If $\mathcal{V}$ is honest, then its output is always defined by the output of malicious party $\mathcal{P}$ and $\Delta$ (i.e., $B=$ $\sum_{i \in[0, d]} A_{i} \cdot \Delta^{i}$ ) in both worlds. In the following, we consider the case that $\mathcal{P}$ is honest but $\mathcal{V}$ is malicious. The output values $A_{0}, \ldots, A_{d}$ for $\mathcal{P}$ are uniformly random such that $B=\sum_{i \in[0, d]} A_{i} \cdot \Delta^{i}$ in the ideal-world execution, where $B$ is the output of malicious party $\mathcal{V}$. In the real protocol execution, $A_{i}$ for each $i \in[0, d]$ is computed as the coefficient of item $x^{i}$ for polynomial $g_{d}(x)$. According to the definition of $\mathcal{F}_{\text {sVOLE }}^{p, r}, u_{h}$ for $h \in[r]$ is uniform in $\mathbb{F}_{p}$. Therefore, for $i \in[2 d-1]$, we have that $U_{i}:=\sum_{h \in[r]} u_{h} \cdot X^{h-1}$ is uniformly random in $\mathbb{F}_{p^{r}}$. For $i \in[d]$, we prove by induction that each coefficient of $g_{i}(x)$ except for constant term is uniformly distributed in $\mathbb{F}_{p^{r}}$, except with probability at most $1 / p^{r}$. This holds for $g_{1}(x)=M_{1}+U_{1} \cdot x$ with probability 1 . In the $i$-th iteration with $i \in[d-1]$, we have that the coefficients $A_{i, 1}, \ldots, A_{i, i}$ of degree- $i$ polynomial $g_{i}(x)$ are uniform by the induction assumption. From the definition of $g_{i+1}(x)$, we obtain the following holds:

$$
\begin{aligned}
g_{i+1}(x)= & g_{i}(x) \cdot\left(M_{i+1}+U_{i+1} \cdot x\right)+\left(M_{d+i}+U_{d+i} \cdot x\right) \\
= & \left(\sum_{h=0}^{i} A_{i, h} \cdot x^{h}\right) \cdot\left(M_{i+1}+U_{i+1} \cdot x\right)+\left(M_{d+i}+U_{d+i} \cdot x\right) \\
= & \left(A_{i, 0} \cdot M_{i+1}+M_{d+i}\right)+\left(A_{i, 1} \cdot M_{i+1}+A_{i, 0} \cdot U_{i+1}+U_{d+i}\right) \cdot x \\
& \sum_{h=2}^{i}\left(A_{i, h} \cdot M_{i+1}+A_{i, h-1} \cdot U_{i+1}\right) \cdot x^{h}+A_{i, i} \cdot U_{i+1} \cdot x^{i+1} .
\end{aligned}
$$

From the uniformity of $U_{d+i}$, we directly obtain that the 1-degree term of $g_{i+1}(x)$ is uniform. If $U_{i+1} \neq 0$ except with probability $1 / p^{r}$, then the $h$-degree term of $g_{i+1}(x)$ for $h \in[2, i+1]$ is uniform from the uniformity of $A_{i, h-1}$. Overall, except with probability $1 / p^{r}$, each coefficient of $g_{i+1}(x)$ except for constant term is uniformly random. Therefore, the coefficients $A_{1}, \ldots, A_{d}$ of polynomial $g_{d}(x)$ are uniform over $\mathbb{F}_{p^{r}}$, except with probability at most $(d-1) / p^{r}$. Together with $B=g_{d}(\Delta)$, we have that $A_{0}=B-\sum_{i \in[d]} A_{i} \cdot \Delta^{i}$, which completes the proof.

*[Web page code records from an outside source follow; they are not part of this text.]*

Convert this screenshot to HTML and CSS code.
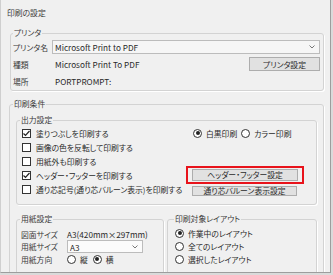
FILE: index.html
```html
<!DOCTYPE html>
<html lang="ja">
<head>
  <meta charset="UTF-8" />
  <title>印刷の設定</title>
  <link rel="stylesheet" href="styles.css">
</head>
<body>

  <div class="dialog">
    <div class="title">印刷の設定</div>

    <!-- Printer -->
    <fieldset class="group printer">
      <legend>プリンタ</legend>
      <div class="printer-grid">
        <span class="label">プリンタ名</span>
        <div class="combo">
          <span class="latin">Microsoft Print to PDF</span>
          <svg class="chevron" width="6" height="4" viewBox="0 0 6 4"><polyline points="0.5,0.5 3,3 5.5,0.5" fill="none" stroke="#777" stroke-width="1"/></svg>
        </div>
        <span class="label">種類</span>
        <div class="value-row">
          <span class="value latin">Microsoft Print To PDF</span>
          <button class="btn btn-printer">プリンタ設定</button>
        </div>
        <span class="label">場所</span>
        <span class="value latin">PORTPROMPT:</span>
      </div>
    </fieldset>

    <!-- Print conditions -->
    <fieldset class="group conditions">
      <legend>印刷条件</legend>

      <fieldset class="group output">
        <legend>出力設定</legend>
        <div class="output-grid">
          <label class="check"><span class="box checked"><svg width="9" height="9" viewBox="0 0 9 9"><polyline points="1.5,4.5 3.5,6.5 7.5,2" fill="none" stroke="#222" stroke-width="1.2"/></svg></span>塗りつぶしを印刷する</label>
          <div class="color-mode">
            <label class="radio"><span class="dot on"></span>白黒印刷</label>
            <label class="radio"><span class="dot"></span>カラー印刷</label>
          </div>

          <label class="check"><span class="box"></span>画像の色を反転して印刷する</label>
          <div></div>

          <label class="check"><span class="box"></span>用紙外も印刷する</label>
          <div></div>

          <label class="check"><span class="box checked"><svg width="9" height="9" viewBox="0 0 9 9"><polyline points="1.5,4.5 3.5,6.5 7.5,2" fill="none" stroke="#222" stroke-width="1.2"/></svg></span>ヘッダー・フッターを印刷する</label>
          <div class="highlight"><button class="btn btn-header">ヘッダー・フッター設定</button></div>

          <label class="check"><span class="box"></span>通り芯記号(通り芯バルーン表示)を印刷する</label>
          <div><button class="btn btn-balloon">通り芯バルーン表示設定</button></div>
        </div>
      </fieldset>

      <div class="sub-row">
        <fieldset class="group paper">
          <legend>用紙設定</legend>
          <div class="paper-grid">
            <span class="label">図面サイズ</span>
            <span class="value latin">A3(420mm×297mm)</span>
            <span class="label">用紙サイズ</span>
            <div class="combo combo-small">
              <span class="latin">A3</span>
              <svg class="chevron" width="6" height="4" viewBox="0 0 6 4"><polyline points="0.5,0.5 3,3 5.5,0.5" fill="none" stroke="#777" stroke-width="1"/></svg>
            </div>
            <span class="label">用紙方向</span>
            <div class="orient">
              <label class="radio"><span class="dot"></span>縦</label>
              <label class="radio"><span class="dot on"></span>横</label>
            </div>
          </div>
        </fieldset>

        <fieldset class="group layout">
          <legend>印刷対象レイアウト</legend>
          <div class="layout-list">
            <label class="radio"><span class="dot on"></span>作業中のレイアウト</label>
            <label class="radio"><span class="dot"></span>全てのレイアウト</label>
            <label class="radio"><span class="dot"></span>選択したレイアウト</label>
          </div>
        </fieldset>
      </div>
    </fieldset>
  </div>

</body>
</html>
```

FILE: styles.css
```css
body {
  margin: 0;
  background: #dadada;
  font-family: "Noto Sans CJK JP", "Noto Sans", sans-serif;
  font-size: 7.8px;
  font-feature-settings: "palt" 1;
  color: #2a2a2a;
}

.latin {
  font-size: 8.2px;
}

.dialog {
  width: 329px;
  height: 272px;
  overflow: hidden;
  background: #f0f0f0;
  border-left: 1px solid #cfcfcf;
  border-right: 1px solid #9d9d9d;
  border-bottom: 1px solid #9d9d9d;
}

.title {
  padding: 7px 0 0 6px;
  line-height: 12px;
  color: #3a3a3a;
}

/* group boxes */
.group {
  margin: 0;
  padding: 0;
  min-width: 0;
  border: 1px solid #d3d3d3;
  border-radius: 3px;
  box-shadow: 1px 1px 0 #fff;
}

.group legend {
  margin-left: 3px;
  padding: 0 1px;
  line-height: 10px;
  color: #3a3a3a;
}

.printer {
  margin: 9px 6px 0 9px;
}

.printer legend {
  margin-left: 2px;
}

.printer-grid {
  display: grid;
  grid-template-columns: 39px 1fr;
  grid-template-rows: 14px 14px 14px;
  row-gap: 3px;
  align-items: center;
  padding: 2px 3px 2px 2px;
}

.label {
  color: #3a3a3a;
  white-space: nowrap;
}

.value {
  padding-left: 3px;
  white-space: nowrap;
}

.combo {
  height: 14px;
  box-sizing: border-box;
  display: flex;
  align-items: center;
  justify-content: space-between;
  padding: 0 4px 0 2px;
  background: #f6f6f6;
  border: 1px solid #bcbcbc;
}

.combo-small {
  width: 76px;
  height: 13px;
  background: #fbfbfb;
}

.value-row {
  display: flex;
  justify-content: space-between;
  align-items: center;
}

.btn {
  margin: 0;
  padding: 0;
  font: inherit;
  color: #2a2a2a;
  background: #e1e1e1;
  border: 1px solid #adadad;
  white-space: nowrap;
}

.btn-printer {
  width: 71px;
  height: 14px;
}

.conditions {
  margin: 8px 6px 0 8px;
}

.output {
  margin: 6px 6px 0 6px;
}

.output-grid {
  display: grid;
  grid-template-columns: 1fr 118px;
  grid-auto-rows: 14px;
  align-items: center;
  padding: 1px 12px 8px 5px;
}

.check, .radio {
  display: flex;
  align-items: center;
  white-space: nowrap;
}

.check {
  gap: 5px;
}

.box {
  width: 9px;
  height: 9px;
  box-sizing: border-box;
  border: 1px solid #333;
  background: #fff;
  display: flex;
}

.box svg {
  margin: -1px;
}

.radio {
  gap: 4px;
}

.dot {
  width: 9px;
  height: 9px;
  box-sizing: border-box;
  border: 1px solid #333;
  border-radius: 50%;
  background: #fff;
  display: flex;
  align-items: center;
  justify-content: center;
}

.dot.on::after {
  content: "";
  width: 4px;
  height: 4px;
  border-radius: 50%;
  background: #222;
}

.color-mode {
  display: flex;
  gap: 4px;
  padding-left: 7px;
}

.highlight {
  margin: -2px 0;
  padding: 1px 4px;
  border: 2px solid #e8131b;
}

.btn-header {
  display: block;
  width: 100%;
  height: 12px;
  line-height: 10px;
}

.btn-balloon {
  display: block;
  width: 105px;
  height: 10px;
  line-height: 8px;
  margin: 4px 0 0 6px;
  overflow: hidden;
}

.sub-row {
  display: grid;
  grid-template-columns: 148px 1fr;
  gap: 3px;
  margin: 9px 6px 0 6px;
}

.paper-grid {
  display: grid;
  grid-template-columns: 46px 76px;
  grid-template-rows: 12px 13px 12px 20px;
  align-items: center;
  padding: 4px 0 0 4px;
}

.paper-grid .value {
  padding-left: 0;
}

.orient {
  display: flex;
  gap: 5px;
}

.layout legend {
  margin-left: 6px;
}

.layout-list {
  display: grid;
  grid-auto-rows: 12px;
  row-gap: 1px;
  align-items: center;
  padding: 3px 0 20px 7px;
}
```
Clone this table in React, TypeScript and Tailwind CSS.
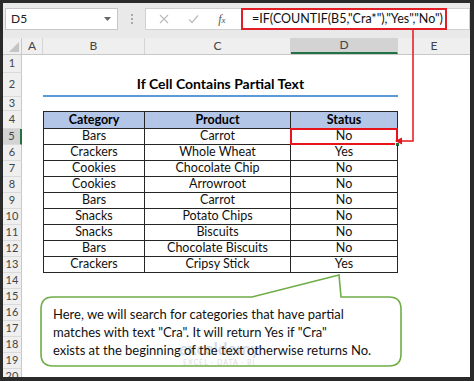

[^0]:    ${ }^{1}$ In this paper, we say that a "large field" means that the size is at least $2^{\rho}$.

[^1]:    ${ }^{2}$ We note that the communication for generating sVOLE correlations is sublinear to the number of resulting sVOLE correlations, using the recent LPN-based protocols [SGRR19, $\mathrm{BCG}^{+} 19 \mathrm{a}, \mathrm{YWL}^{+}$20, WYKW20].

[^2]:    ${ }^{3}$ Price is based on AWS defined-duration spot instances. There are cheaper t3.medium, t3a.medium burstable instances, but the cost is higher than the instances in Table 3 unless the average CPU usage is kept below $20 \%$.